Task description: All of the data must be printed exactly; please include every line.

Records to use:
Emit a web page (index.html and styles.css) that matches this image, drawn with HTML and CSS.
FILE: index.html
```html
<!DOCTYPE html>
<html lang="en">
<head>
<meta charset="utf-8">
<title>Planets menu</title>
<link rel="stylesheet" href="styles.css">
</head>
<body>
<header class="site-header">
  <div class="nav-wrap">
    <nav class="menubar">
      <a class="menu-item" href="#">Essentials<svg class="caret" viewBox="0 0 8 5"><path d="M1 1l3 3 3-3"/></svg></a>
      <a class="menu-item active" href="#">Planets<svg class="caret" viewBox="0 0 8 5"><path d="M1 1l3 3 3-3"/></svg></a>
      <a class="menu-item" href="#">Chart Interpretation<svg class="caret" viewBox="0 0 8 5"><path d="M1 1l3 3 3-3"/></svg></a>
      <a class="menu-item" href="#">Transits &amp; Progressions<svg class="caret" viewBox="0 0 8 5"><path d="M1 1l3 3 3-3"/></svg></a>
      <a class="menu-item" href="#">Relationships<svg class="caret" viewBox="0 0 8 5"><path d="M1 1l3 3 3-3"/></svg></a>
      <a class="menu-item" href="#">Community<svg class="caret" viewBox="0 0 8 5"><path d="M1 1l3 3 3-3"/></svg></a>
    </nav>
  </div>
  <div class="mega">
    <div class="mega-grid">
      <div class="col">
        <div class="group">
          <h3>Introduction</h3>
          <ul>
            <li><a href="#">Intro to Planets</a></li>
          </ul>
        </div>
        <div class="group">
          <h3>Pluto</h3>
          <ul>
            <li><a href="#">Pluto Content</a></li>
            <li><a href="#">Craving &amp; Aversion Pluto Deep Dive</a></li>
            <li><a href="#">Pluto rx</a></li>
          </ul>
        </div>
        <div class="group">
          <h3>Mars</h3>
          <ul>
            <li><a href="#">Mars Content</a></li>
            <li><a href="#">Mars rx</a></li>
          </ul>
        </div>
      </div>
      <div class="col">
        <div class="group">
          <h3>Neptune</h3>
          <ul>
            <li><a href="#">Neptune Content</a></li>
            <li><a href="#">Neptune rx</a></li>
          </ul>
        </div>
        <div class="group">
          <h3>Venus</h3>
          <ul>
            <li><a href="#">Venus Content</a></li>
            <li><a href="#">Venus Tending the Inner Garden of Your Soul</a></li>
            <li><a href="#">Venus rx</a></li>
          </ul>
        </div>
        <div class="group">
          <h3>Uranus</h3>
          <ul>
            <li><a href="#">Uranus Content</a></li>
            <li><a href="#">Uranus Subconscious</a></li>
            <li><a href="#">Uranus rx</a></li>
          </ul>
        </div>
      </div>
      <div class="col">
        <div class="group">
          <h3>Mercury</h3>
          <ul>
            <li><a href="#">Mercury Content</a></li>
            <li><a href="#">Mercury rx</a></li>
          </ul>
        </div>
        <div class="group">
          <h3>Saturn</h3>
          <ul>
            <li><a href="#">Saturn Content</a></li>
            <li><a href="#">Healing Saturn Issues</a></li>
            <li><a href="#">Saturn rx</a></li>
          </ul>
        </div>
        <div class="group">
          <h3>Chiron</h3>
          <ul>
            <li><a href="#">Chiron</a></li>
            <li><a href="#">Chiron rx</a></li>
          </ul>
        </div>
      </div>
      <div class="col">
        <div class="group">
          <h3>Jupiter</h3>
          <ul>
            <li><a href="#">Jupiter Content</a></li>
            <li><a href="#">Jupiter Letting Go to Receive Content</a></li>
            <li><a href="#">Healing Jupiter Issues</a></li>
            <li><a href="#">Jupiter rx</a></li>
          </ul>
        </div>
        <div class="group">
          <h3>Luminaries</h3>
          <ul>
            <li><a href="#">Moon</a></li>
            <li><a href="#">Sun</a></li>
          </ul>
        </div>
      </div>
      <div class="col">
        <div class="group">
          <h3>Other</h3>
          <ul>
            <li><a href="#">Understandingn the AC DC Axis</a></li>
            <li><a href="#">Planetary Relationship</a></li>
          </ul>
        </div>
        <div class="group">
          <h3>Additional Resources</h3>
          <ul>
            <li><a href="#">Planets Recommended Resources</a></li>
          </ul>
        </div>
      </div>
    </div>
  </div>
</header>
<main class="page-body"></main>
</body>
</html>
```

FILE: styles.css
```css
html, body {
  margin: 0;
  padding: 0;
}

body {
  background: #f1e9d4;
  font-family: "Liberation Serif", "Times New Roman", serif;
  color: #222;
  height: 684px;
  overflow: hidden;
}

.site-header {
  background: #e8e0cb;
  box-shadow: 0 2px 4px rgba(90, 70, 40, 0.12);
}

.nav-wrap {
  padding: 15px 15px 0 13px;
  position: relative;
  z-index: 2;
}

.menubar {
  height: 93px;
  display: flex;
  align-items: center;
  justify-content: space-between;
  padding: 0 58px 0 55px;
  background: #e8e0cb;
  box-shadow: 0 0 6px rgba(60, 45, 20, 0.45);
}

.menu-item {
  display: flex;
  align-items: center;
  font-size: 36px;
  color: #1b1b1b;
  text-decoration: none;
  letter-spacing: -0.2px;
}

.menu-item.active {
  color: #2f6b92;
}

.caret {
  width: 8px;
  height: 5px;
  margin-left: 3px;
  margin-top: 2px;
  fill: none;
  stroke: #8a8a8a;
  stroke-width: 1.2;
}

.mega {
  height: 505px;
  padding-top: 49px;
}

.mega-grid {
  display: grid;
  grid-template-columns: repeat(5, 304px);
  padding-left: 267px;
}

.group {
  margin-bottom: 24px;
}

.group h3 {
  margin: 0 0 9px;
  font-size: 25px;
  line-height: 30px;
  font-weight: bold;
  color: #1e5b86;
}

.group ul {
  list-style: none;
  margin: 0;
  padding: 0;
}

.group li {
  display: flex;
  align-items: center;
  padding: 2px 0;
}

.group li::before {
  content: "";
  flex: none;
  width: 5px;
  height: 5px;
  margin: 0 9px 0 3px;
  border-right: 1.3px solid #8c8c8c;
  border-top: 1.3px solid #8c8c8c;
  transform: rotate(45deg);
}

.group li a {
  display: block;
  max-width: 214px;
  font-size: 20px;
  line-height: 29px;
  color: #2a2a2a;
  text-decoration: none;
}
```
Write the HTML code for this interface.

The response:
Emit a web page (index.html and styles.css) that matches this image, drawn with HTML and CSS.
FILE: index.html
```html
<!DOCTYPE html>
<html lang="en">
<head>
<meta charset="utf-8">
<title>Planets menu</title>
<link rel="stylesheet" href="styles.css">
</head>
<body>
<header class="site-header">
  <div class="nav-wrap">
    <nav class="menubar">
      <a class="menu-item" href="#">Essentials<svg class="caret" viewBox="0 0 8 5"><path d="M1 1l3 3 3-3"/></svg></a>
      <a class="menu-item active" href="#">Planets<svg class="caret" viewBox="0 0 8 5"><path d="M1 1l3 3 3-3"/></svg></a>
      <a class="menu-item" href="#">Chart Interpretation<svg class="caret" viewBox="0 0 8 5"><path d="M1 1l3 3 3-3"/></svg></a>
      <a class="menu-item" href="#">Transits &amp; Progressions<svg class="caret" viewBox="0 0 8 5"><path d="M1 1l3 3 3-3"/></svg></a>
      <a class="menu-item" href="#">Relationships<svg class="caret" viewBox="0 0 8 5"><path d="M1 1l3 3 3-3"/></svg></a>
      <a class="menu-item" href="#">Community<svg class="caret" viewBox="0 0 8 5"><path d="M1 1l3 3 3-3"/></svg></a>
    </nav>
  </div>
  <div class="mega">
    <div class="mega-grid">
      <div class="col">
        <div class="group">
          <h3>Introduction</h3>
          <ul>
            <li><a href="#">Intro to Planets</a></li>
          </ul>
        </div>
        <div class="group">
          <h3>Pluto</h3>
          <ul>
            <li><a href="#">Pluto Content</a></li>
            <li><a href="#">Craving &amp; Aversion Pluto Deep Dive</a></li>
            <li><a href="#">Pluto rx</a></li>
          </ul>
        </div>
        <div class="group">
          <h3>Mars</h3>
          <ul>
            <li><a href="#">Mars Content</a></li>
            <li><a href="#">Mars rx</a></li>
          </ul>
        </div>
      </div>
      <div class="col">
        <div class="group">
          <h3>Neptune</h3>
          <ul>
            <li><a href="#">Neptune Content</a></li>
            <li><a href="#">Neptune rx</a></li>
          </ul>
        </div>
        <div class="group">
          <h3>Venus</h3>
          <ul>
            <li><a href="#">Venus Content</a></li>
            <li><a href="#">Venus Tending the Inner Garden of Your Soul</a></li>
            <li><a href="#">Venus rx</a></li>
          </ul>
        </div>
        <div class="group">
          <h3>Uranus</h3>
          <ul>
            <li><a href="#">Uranus Content</a></li>
            <li><a href="#">Uranus Subconscious</a></li>
            <li><a href="#">Uranus rx</a></li>
          </ul>
        </div>
      </div>
      <div class="col">
        <div class="group">
          <h3>Mercury</h3>
          <ul>
            <li><a href="#">Mercury Content</a></li>
            <li><a href="#">Mercury rx</a></li>
          </ul>
        </div>
        <div class="group">
          <h3>Saturn</h3>
          <ul>
            <li><a href="#">Saturn Content</a></li>
            <li><a href="#">Healing Saturn Issues</a></li>
            <li><a href="#">Saturn rx</a></li>
          </ul>
        </div>
        <div class="group">
          <h3>Chiron</h3>
          <ul>
            <li><a href="#">Chiron</a></li>
            <li><a href="#">Chiron rx</a></li>
          </ul>
        </div>
      </div>
      <div class="col">
        <div class="group">
          <h3>Jupiter</h3>
          <ul>
            <li><a href="#">Jupiter Content</a></li>
            <li><a href="#">Jupiter Letting Go to Receive Content</a></li>
            <li><a href="#">Healing Jupiter Issues</a></li>
            <li><a href="#">Jupiter rx</a></li>
          </ul>
        </div>
        <div class="group">
          <h3>Luminaries</h3>
          <ul>
            <li><a href="#">Moon</a></li>
            <li><a href="#">Sun</a></li>
          </ul>
        </div>
      </div>
      <div class="col">
        <div class="group">
          <h3>Other</h3>
          <ul>
            <li><a href="#">Understandingn the AC DC Axis</a></li>
            <li><a href="#">Planetary Relationship</a></li>
          </ul>
        </div>
        <div class="group">
          <h3>Additional Resources</h3>
          <ul>
            <li><a href="#">Planets Recommended Resources</a></li>
          </ul>
        </div>
      </div>
    </div>
  </div>
</header>
<main class="page-body"></main>
</body>
</html>
```

FILE: styles.css
```css
html, body {
  margin: 0;
  padding: 0;
}

body {
  background: #f1e9d4;
  font-family: "Liberation Serif", "Times New Roman", serif;
  color: #222;
  height: 684px;
  overflow: hidden;
}

.site-header {
  background: #e8e0cb;
  box-shadow: 0 2px 4px rgba(90, 70, 40, 0.12);
}

.nav-wrap {
  padding: 15px 15px 0 13px;
  position: relative;
  z-index: 2;
}

.menubar {
  height: 93px;
  display: flex;
  align-items: center;
  justify-content: space-between;
  padding: 0 58px 0 55px;
  background: #e8e0cb;
  box-shadow: 0 0 6px rgba(60, 45, 20, 0.45);
}

.menu-item {
  display: flex;
  align-items: center;
  font-size: 36px;
  color: #1b1b1b;
  text-decoration: none;
  letter-spacing: -0.2px;
}

.menu-item.active {
  color: #2f6b92;
}

.caret {
  width: 8px;
  height: 5px;
  margin-left: 3px;
  margin-top: 2px;
  fill: none;
  stroke: #8a8a8a;
  stroke-width: 1.2;
}

.mega {
  height: 505px;
  padding-top: 49px;
}

.mega-grid {
  display: grid;
  grid-template-columns: repeat(5, 304px);
  padding-left: 267px;
}

.group {
  margin-bottom: 24px;
}

.group h3 {
  margin: 0 0 9px;
  font-size: 25px;
  line-height: 30px;
  font-weight: bold;
  color: #1e5b86;
}

.group ul {
  list-style: none;
  margin: 0;
  padding: 0;
}

.group li {
  display: flex;
  align-items: center;
  padding: 2px 0;
}

.group li::before {
  content: "";
  flex: none;
  width: 5px;
  height: 5px;
  margin: 0 9px 0 3px;
  border-right: 1.3px solid #8c8c8c;
  border-top: 1.3px solid #8c8c8c;
  transform: rotate(45deg);
}

.group li a {
  display: block;
  max-width: 214px;
  font-size: 20px;
  line-height: 29px;
  color: #2a2a2a;
  text-decoration: none;
}
```
Write the HTML code for this interface.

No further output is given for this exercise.